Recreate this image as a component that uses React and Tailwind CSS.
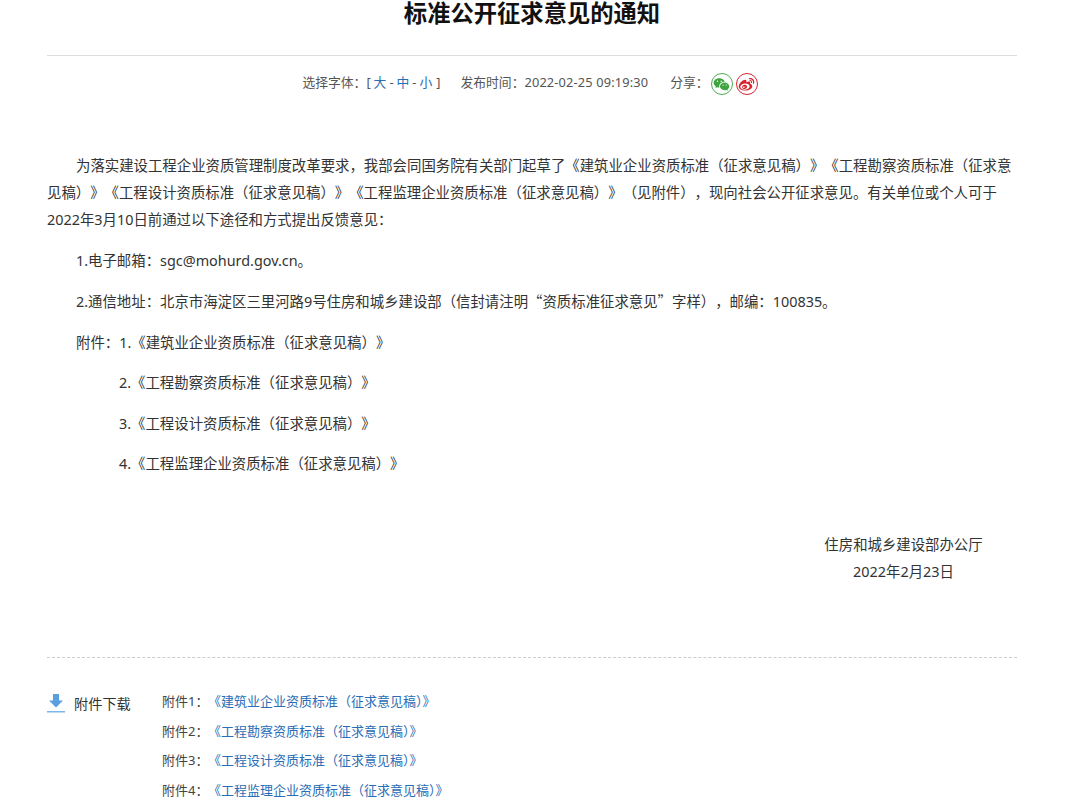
import React from "react";
import { RiWechatFill, RiWeiboFill } from "react-icons/ri";

const P = ({ children, className = "" }) => (
  <p className={"m-0 mb-[13.5px] " + className}>{children}</p>
);

const Q = ({ children }) => <span className="font-['Noto_Sans_CJK_SC',sans-serif]">{children}</span>;

const files = [
  "《建筑业企业资质标准（征求意见稿）》",
  "《工程勘察资质标准（征求意见稿）》",
  "《工程设计资质标准（征求意见稿）》",
  "《工程监理企业资质标准（征求意见稿）》",
];

export default function App() {
  return (
    <div className="h-[798px] overflow-hidden bg-white font-['Noto_Sans','Noto_Sans_CJK_SC',sans-serif] text-[#333]">
      <div className="mx-[47px] w-[970px]">
        <h1 className="m-0 h-[56px] border-b border-[#ddd] text-center text-[23.3px] font-bold leading-[26px] text-[#111]">
          标准公开征求意见的通知
        </h1>
        <div className="mt-[16px] flex h-[24px] items-center justify-center pr-[4px] text-[12.8px] text-[#555]">
          <div className="flex pb-[2px]">
            <span>选择字体：[</span>
            <span className="ml-[3px] text-[#2a6db5]">大</span>
            <span className="mx-[3px]">-</span>
            <span className="text-[#2a6db5]">中</span>
            <span className="mx-[3px]">-</span>
            <span className="text-[#2a6db5]">小</span>
            <span className="ml-[4px]">]</span>
            <span className="ml-[20px]">发布时间：<span className="tracking-[0.15px]">2022-02-25 09:19:30</span></span>
            <span className="ml-[22px]">分享：</span>
          </div>
          <span className="ml-[2px] flex h-[22px] w-[22px] items-center justify-center rounded-full border border-[#4caf50] text-[#3ea53e]">
            <RiWechatFill size={17} />
          </span>
          <span className="ml-[3px] flex h-[22px] w-[22px] items-center justify-center rounded-full border border-[#d9232e] text-[#d9232e]">
            <RiWeiboFill size={17} />
          </span>
        </div>
        <div className="mt-[56px] text-[14.4px] leading-[27px] text-[#333] [text-spacing-trim:space-all]">
          <P className="indent-[29px]">
            为落实建设工程企业资质管理制度改革要求，我部会同国务院有关部门起草了《建筑业企业资质标准（征求意见稿）》《工程勘察资质标准（征求意见稿）》《工程设计资质标准（征求意见稿）》《工程监理企业资质标准（征求意见稿）》（见附件），现向社会公开征求意见。有关单位或个人可于2022年3月10日前通过以下途径和方式提出反馈意见：
          </P>
          <P className="indent-[29px]">1.电子邮箱：sgc@mohurd.gov.cn。</P>
          <P className="indent-[29px]">2.通信地址：北京市海淀区三里河路9号住房和城乡建设部（信封请注明<Q>“</Q>资质标准征求意见<Q>”</Q>字样），邮编：100835。</P>
          <P className="indent-[29px]">附件：1.《建筑业企业资质标准（征求意见稿）》</P>
          <P className="pl-[72px]">2.《工程勘察资质标准（征求意见稿）》</P>
          <P className="pl-[72px]">3.《工程设计资质标准（征求意见稿）》</P>
          <P className="pl-[72px]">4.《工程监理企业资质标准（征求意见稿）》</P>
          <div className="mt-[54px] mr-[34px] ml-auto w-[159px] whitespace-nowrap text-center">
            <div>住房和城乡建设部办公厅</div>
            <div>2022年2月23日</div>
          </div>
        </div>
        <div className="mt-[72px] border-t border-dashed border-[#ccc]" />
        <div className="mt-[30px] flex">
          <div className="flex w-[115px] items-start pt-[1px] text-[14.2px] leading-[30px] text-[#333]">
            <svg width="18" height="20" viewBox="0 0 18 20" className="mt-[5px] mr-[9px]">
              <path d="M6 0h6v6.5h4L9 13.5 2 6.5h4z" fill="#5a9fe0" />
              <rect x="0" y="17" width="18" height="1.5" fill="#7db5e8" />
            </svg>
            附件下载
          </div>
          <ul className="m-0 -mt-[1px] list-none p-0 text-[13px] leading-[29.6px]">
            {files.map((f, i) => (
              <li key={i} className="flex whitespace-nowrap">
                <span className="w-[46px] flex-none text-[#444]">附件{i + 1}：</span>
                <a className="text-[#2a6db5]">{f}</a>
              </li>
            ))}
          </ul>
        </div>
      </div>
    </div>
  );
}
========================================
• Exercise task:
Write the lines above out again exactly, without any of their pictures.

• Written solution:
Recreate this image as a component that uses React and Tailwind CSS.
import React from "react";
import { RiWechatFill, RiWeiboFill } from "react-icons/ri";

const P = ({ children, className = "" }) => (
  <p className={"m-0 mb-[13.5px] " + className}>{children}</p>
);

const Q = ({ children }) => <span className="font-['Noto_Sans_CJK_SC',sans-serif]">{children}</span>;

const files = [
  "《建筑业企业资质标准（征求意见稿）》",
  "《工程勘察资质标准（征求意见稿）》",
  "《工程设计资质标准（征求意见稿）》",
  "《工程监理企业资质标准（征求意见稿）》",
];

export default function App() {
  return (
    <div className="h-[798px] overflow-hidden bg-white font-['Noto_Sans','Noto_Sans_CJK_SC',sans-serif] text-[#333]">
      <div className="mx-[47px] w-[970px]">
        <h1 className="m-0 h-[56px] border-b border-[#ddd] text-center text-[23.3px] font-bold leading-[26px] text-[#111]">
          标准公开征求意见的通知
        </h1>
        <div className="mt-[16px] flex h-[24px] items-center justify-center pr-[4px] text-[12.8px] text-[#555]">
          <div className="flex pb-[2px]">
            <span>选择字体：[</span>
            <span className="ml-[3px] text-[#2a6db5]">大</span>
            <span className="mx-[3px]">-</span>
            <span className="text-[#2a6db5]">中</span>
            <span className="mx-[3px]">-</span>
            <span className="text-[#2a6db5]">小</span>
            <span className="ml-[4px]">]</span>
            <span className="ml-[20px]">发布时间：<span className="tracking-[0.15px]">2022-02-25 09:19:30</span></span>
            <span className="ml-[22px]">分享：</span>
          </div>
          <span className="ml-[2px] flex h-[22px] w-[22px] items-center justify-center rounded-full border border-[#4caf50] text-[#3ea53e]">
            <RiWechatFill size={17} />
          </span>
          <span className="ml-[3px] flex h-[22px] w-[22px] items-center justify-center rounded-full border border-[#d9232e] text-[#d9232e]">
            <RiWeiboFill size={17} />
          </span>
        </div>
        <div className="mt-[56px] text-[14.4px] leading-[27px] text-[#333] [text-spacing-trim:space-all]">
          <P className="indent-[29px]">
            为落实建设工程企业资质管理制度改革要求，我部会同国务院有关部门起草了《建筑业企业资质标准（征求意见稿）》《工程勘察资质标准（征求意见稿）》《工程设计资质标准（征求意见稿）》《工程监理企业资质标准（征求意见稿）》（见附件），现向社会公开征求意见。有关单位或个人可于2022年3月10日前通过以下途径和方式提出反馈意见：
          </P>
          <P className="indent-[29px]">1.电子邮箱：sgc@mohurd.gov.cn。</P>
          <P className="indent-[29px]">2.通信地址：北京市海淀区三里河路9号住房和城乡建设部（信封请注明<Q>“</Q>资质标准征求意见<Q>”</Q>字样），邮编：100835。</P>
          <P className="indent-[29px]">附件：1.《建筑业企业资质标准（征求意见稿）》</P>
          <P className="pl-[72px]">2.《工程勘察资质标准（征求意见稿）》</P>
          <P className="pl-[72px]">3.《工程设计资质标准（征求意见稿）》</P>
          <P className="pl-[72px]">4.《工程监理企业资质标准（征求意见稿）》</P>
          <div className="mt-[54px] mr-[34px] ml-auto w-[159px] whitespace-nowrap text-center">
            <div>住房和城乡建设部办公厅</div>
            <div>2022年2月23日</div>
          </div>
        </div>
        <div className="mt-[72px] border-t border-dashed border-[#ccc]" />
        <div className="mt-[30px] flex">
          <div className="flex w-[115px] items-start pt-[1px] text-[14.2px] leading-[30px] text-[#333]">
            <svg width="18" height="20" viewBox="0 0 18 20" className="mt-[5px] mr-[9px]">
              <path d="M6 0h6v6.5h4L9 13.5 2 6.5h4z" fill="#5a9fe0" />
              <rect x="0" y="17" width="18" height="1.5" fill="#7db5e8" />
            </svg>
            附件下载
          </div>
          <ul className="m-0 -mt-[1px] list-none p-0 text-[13px] leading-[29.6px]">
            {files.map((f, i) => (
              <li key={i} className="flex whitespace-nowrap">
                <span className="w-[46px] flex-none text-[#444]">附件{i + 1}：</span>
                <a className="text-[#2a6db5]">{f}</a>
              </li>
            ))}
          </ul>
        </div>
      </div>
    </div>
  );
}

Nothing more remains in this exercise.